Daerah Istimewa Yogyakarta yang mempunyai hutan seluas + 17.000 Ha atau 5,23 % dari luas wilayahnya terhampar di empat wilayah kabupaten, yaitu Kabupaten Sleman, Kulonprogo, Bantul dan kabupaten Gunungkidul, dengan karakteristik masing-masing sesuai dengan tempat tumbuhnya. Hutan tersebut meliputi hutan lindung, hutan negara dan hutan rakyat, dimana masing-masing mempunyai fungsi yang sangat penting dalam menjaga keseimbangan ekosistem.

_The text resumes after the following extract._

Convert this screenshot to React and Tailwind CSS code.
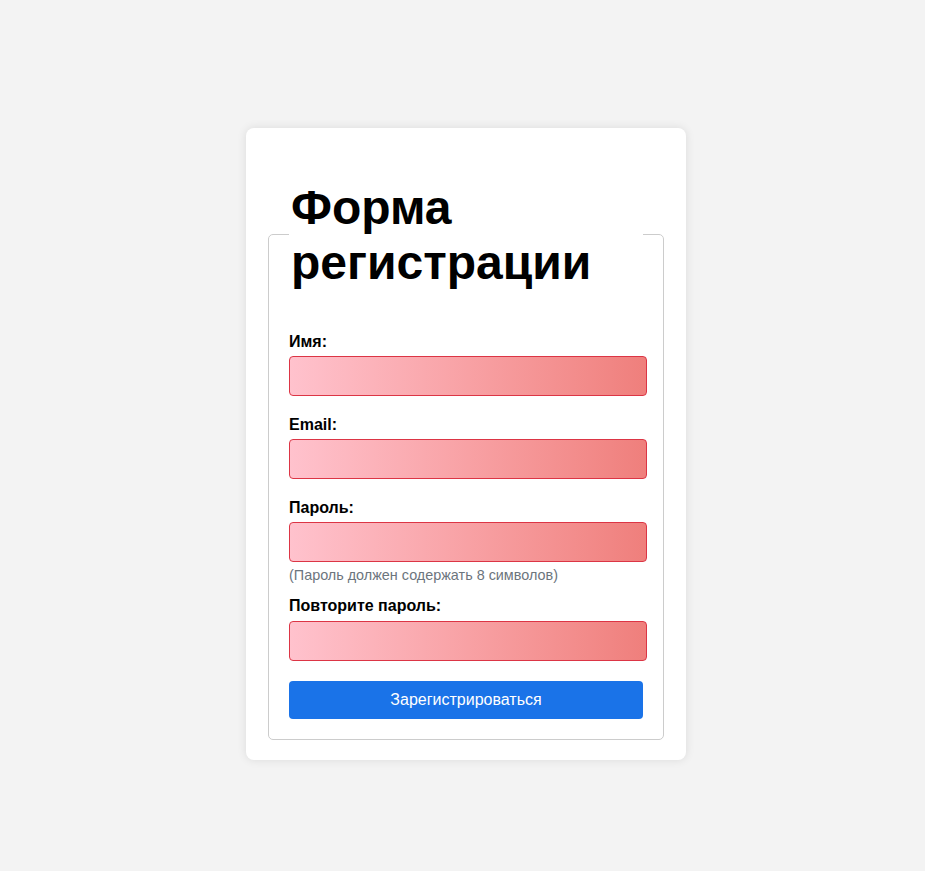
export default function App() {
  const fields = [
    { id: "name", label: "Имя:", type: "text" },
    { id: "email", label: "Email:", type: "email" },
    { id: "password", label: "Пароль:", type: "password", hint: "(Пароль должен содержать 8 символов)" },
    { id: "confirm", label: "Повторите пароль:", type: "password" },
  ];

  return (
    <div
      className="min-h-[871px] bg-[#f3f3f3] flex items-center justify-center pl-[7px] pt-[16px]"
      style={{ fontFamily: "'Liberation Sans', Arial, sans-serif" }}
    >
      <div className="w-[440px] p-5 bg-white rounded-lg shadow-[0_0_10px_rgba(0,0,0,0.1)]">
        <fieldset className="mx-[2px] border border-[#cccccc] rounded-[5px] px-5 pt-[11px] pb-5">
          <legend>
            <h1 className="text-[48px] leading-[55px] font-bold text-black my-[32px] pl-[2px]">Форма регистрации</h1>
          </legend>
          {fields.map((f, i) => (
            <div key={f.id}>
              <label htmlFor={f.id} className="block text-base leading-[18px] font-bold text-black mb-[5.5px]">
                {f.label}
              </label>
              <input
                id={f.id}
                type={f.type}
                className={`block w-[calc(100%+4px)] h-[40px] px-2 border border-[#dc3545] rounded-[4px] bg-gradient-to-r from-[#ffc2cd] to-[#ef7f7c] outline-none ${f.hint ? "mb-[5px]" : i === fields.length - 1 ? "mb-[20px]" : "mb-[19.5px]"}`}
              />
              {f.hint && (
                <p className="text-[14.4px] leading-4 text-[#6c757d] mb-[14px]">{f.hint}</p>
              )}
            </div>
          ))}
          <button
            type="submit"
            className="block w-full h-[38px] rounded-[4px] bg-[#1a73e8] text-white text-base"
          >
            Зарегистрироваться
          </button>
        </fieldset>
      </div>
    </div>
  );
}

Pada tahun 2002 tepatnya tanggal 16 – 21 Oktober, hutan lindung yang terletak di petak 1, 2, 3, 4 dan 5 hutan lereng Gunung Merapi mengalami kebakaran sebagai akibat musim kemarau yang panjang. Jenis kebakarannya adalah kebakaran permukaan, yang diawali dengan terbakarnya rumput dan semak kering serta sebagian pohon besar. Luas kebakaran mencapai + 300 Ha dan merupakan kawasan hutan lindung Kaliurang maupun kawasan Cagar Alam Plawangan – Turgo. Lokasi ini hampir seluruhnya merupakan bukit-bukit terjal yang dikelilingi oleh sungai-sungai kecil yang kemudian bermuara ke arah sungai Boyong. Selain itu bahwa kawasan tersebut merupakan habitan flora dan fauna yang sangat beragam, yang mendukung Taman Wisata Alam Kaliurang, serta merupakan daerah aksesbilitas sosial ekonomi masyarakat sekitarnya.

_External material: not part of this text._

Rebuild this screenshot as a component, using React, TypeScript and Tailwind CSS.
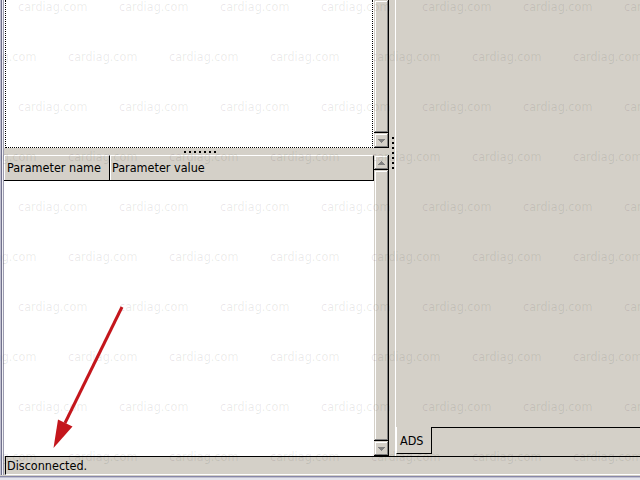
import React from "react";

const UI = "font-['DejaVu_Sans_Condensed','Liberation_Sans',sans-serif] text-[12.5px] leading-none text-black";
const RAISED =
  "bg-[#d4d0c8] shadow-[inset_-1px_-1px_0_#000000,inset_1px_1px_0_#d4d0c8,inset_-2px_-2px_0_#808080,inset_2px_2px_0_#ffffff]";

function Arrow({ dir }: { dir: "up" | "down" }) {
  const rows = dir === "down" ? [7, 5, 3, 1] : [1, 3, 5, 7];
  return (
    <svg width="7" height="4" viewBox="0 0 7 4" className="block" shapeRendering="crispEdges">
      {rows.map((w, i) => (
        <rect key={i} x={(7 - w) / 2} y={i} width={w} height={1} fill="#808080" />
      ))}
    </svg>
  );
}

function ScrollButton({ dir }: { dir: "up" | "down" }) {
  return (
    <div className={`h-[15px] w-[15px] flex items-center justify-center ${RAISED}`}>
      <Arrow dir={dir} />
    </div>
  );
}

function ScrollBar({ withUp }: { withUp: boolean }) {
  return (
    <div className="w-[15px] flex flex-col">
      {withUp && <ScrollButton dir="up" />}
      <div className={`flex-1 ${RAISED}`} />
      <ScrollButton dir="down" />
    </div>
  );
}

function Watermark() {
  const rows = Array.from({ length: 10 }, (_, i) => i);
  const cols = Array.from({ length: 8 }, (_, i) => i);
  return (
    <div className="absolute inset-0 pointer-events-none overflow-hidden">
      {rows.map((r) => (
        <div
          key={r}
          className={`h-[50px] flex whitespace-nowrap ${r % 2 === 0 ? "ml-[18px]" : "-ml-[33px]"}`}
        >
          {cols.map((c) => (
            <span
              key={c}
              className="w-[101px] shrink-0 font-['DejaVu_Sans_Condensed','Liberation_Sans',sans-serif] text-[12.5px] leading-[13px] text-[rgba(0,0,0,0.09)]"
            >
              cardiag.com
            </span>
          ))}
        </div>
      ))}
    </div>
  );
}

function RedArrow() {
  return (
    <svg className="absolute inset-0 pointer-events-none" width="640" height="480" viewBox="0 0 640 480">
      <line x1="122" y1="307" x2="65" y2="423" stroke="#c4161c" strokeWidth="3" />
      <polygon points="58,419.5 72.5,426.5 53.5,448" fill="#c4161c" />
    </svg>
  );
}

export default function App() {
  return (
    <div className={`relative w-[640px] h-[480px] overflow-hidden bg-[#d4d0c8] flex flex-col ${UI}`}>
      <div className="h-[475px] flex">
        {/* left window frame */}
        <div className="w-[4px] flex">
          <div className="w-[1px] bg-[#c0c0d0]" />
          <div className="w-[1px] bg-[#70708c]" />
          <div className="w-[1px] bg-[#f0f0f4]" />
          <div className="w-[1px] bg-[#9c9cb0]" />
        </div>
        <div className="flex-1 flex flex-col">
          {/* main row */}
          <div className="h-[456px] flex">
            {/* left pane */}
            <div className="w-[385px] flex flex-col">
              {/* upper list */}
              <div className="h-[148px] flex">
                <div className="flex-1 bg-white px-[1px]">
                  <div className="h-full border-l border-r border-b border-dotted border-black" />
                </div>
                <ScrollBar withUp={false} />
              </div>
              {/* horizontal splitter */}
              <div className="h-[7px] flex items-center pl-[180px] gap-[3px]">
                {Array.from({ length: 7 }, (_, i) => (
                  <div key={i} className="w-[2px] h-[2px] bg-black" />
                ))}
              </div>
              {/* lower list */}
              <div className="h-[301px] flex">
                <div className="flex-1 flex flex-col">
                  <div className="h-[26px] flex border-b border-black">
                    <div className="w-[106px] flex items-center pl-[2px] pt-[1px] border-t border-l border-t-white border-l-white border-r border-r-black">
                      Parameter name
                    </div>
                    <div className="flex-1 flex items-center pl-[1px] pt-[1px] border-t border-l border-t-white border-l-white border-r border-r-black">
                      Parameter value
                    </div>
                  </div>
                  <div className="flex-1 bg-white" />
                </div>
                <ScrollBar withUp={true} />
              </div>
            </div>
            {/* vertical splitter */}
            <div className="w-[6px] flex flex-col pt-[137px] pl-[3px] gap-[3px]">
              {Array.from({ length: 7 }, (_, i) => (
                <div key={i} className="w-[2px] h-[2px] bg-black" />
              ))}
            </div>
            {/* right panel */}
            <div className="flex-1 flex flex-col border-l border-white">
              <div className="flex-1" />
              <div className="h-[29px] flex">
                <div className="w-[36px] h-[27px] flex items-center pl-[3px] pt-[2px] border-l border-l-white border-r border-r-black border-b border-b-black">
                  ADS
                </div>
                <div className="flex-1 border-t border-black" />
              </div>
            </div>
          </div>
          {/* status bar */}
          <div className="h-[19px] ml-[1px] flex items-center pl-[1px] pt-[2px] border-t border-l border-t-black border-l-black border-b border-b-white">
            Disconnected.
          </div>
        </div>
      </div>
      {/* bottom window frame */}
      <div className="h-[5px] flex flex-col">
        <div className="h-[1px] bg-[#d4d0c8]" />
        <div className="h-[1px] bg-[#8888a8]" />
        <div className="h-[1px] bg-[#c0c0d0]" />
        <div className="flex-1 bg-[#e4e4ec]" />
      </div>
      <Watermark />
      <RedArrow />
    </div>
  );
}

Jenis tanaman hutan sebagai pendukung konservasi yang ikut terbakar adalah Soga, Bambu, Puspa, Pinus, Kaliandra, Sarangan, Kina dan Agatis. Disamping itu beragam fauna yang hidup di dalamnya juga turut terbakar dimana waktu kebakaran itu terjadi tidak sempat meninggalkan tempat. Upaya pemadaman dilakukan mulai tanggal 16 Oktober 2002 dan baru berhasil dipadamkam pada tanggal 19 Oktober, yang dilakukan secara massal.
Penurunan kuantitas flora juga terjadi di Kabupaten Gunungkidul dengan permasalahan yang berbeda, yaitu berkurangnya habitat kera ekor panjang. Dampak yang timbul dari penurunan habitat ini adalah terjadinya invasi daerah jelajah kera ekor panjang ke perkampungan penduduk untuk mencari makanan sehingga mengakibatkan kerusakan pada lahan pertanian dan gagalnya panen. Sebenarnya permasalahan ini telah menjadi issu penting sejak tahun 2001, namun belum juga ditemukan solusi yang tepat sehingga sampai tahun 2002 masalah ini masih belum teratasi. Serangan kera ekor panjang ini tepatnya terjadi di kecamatan Paliyan, Saptosari dan Kecamatan Panggang. Upaya yang dilakukan oleh masyarakat antara lain adalah penjagaan secara swadaya oleh masyarakat setempat dan penanaman tanaman pakan kera.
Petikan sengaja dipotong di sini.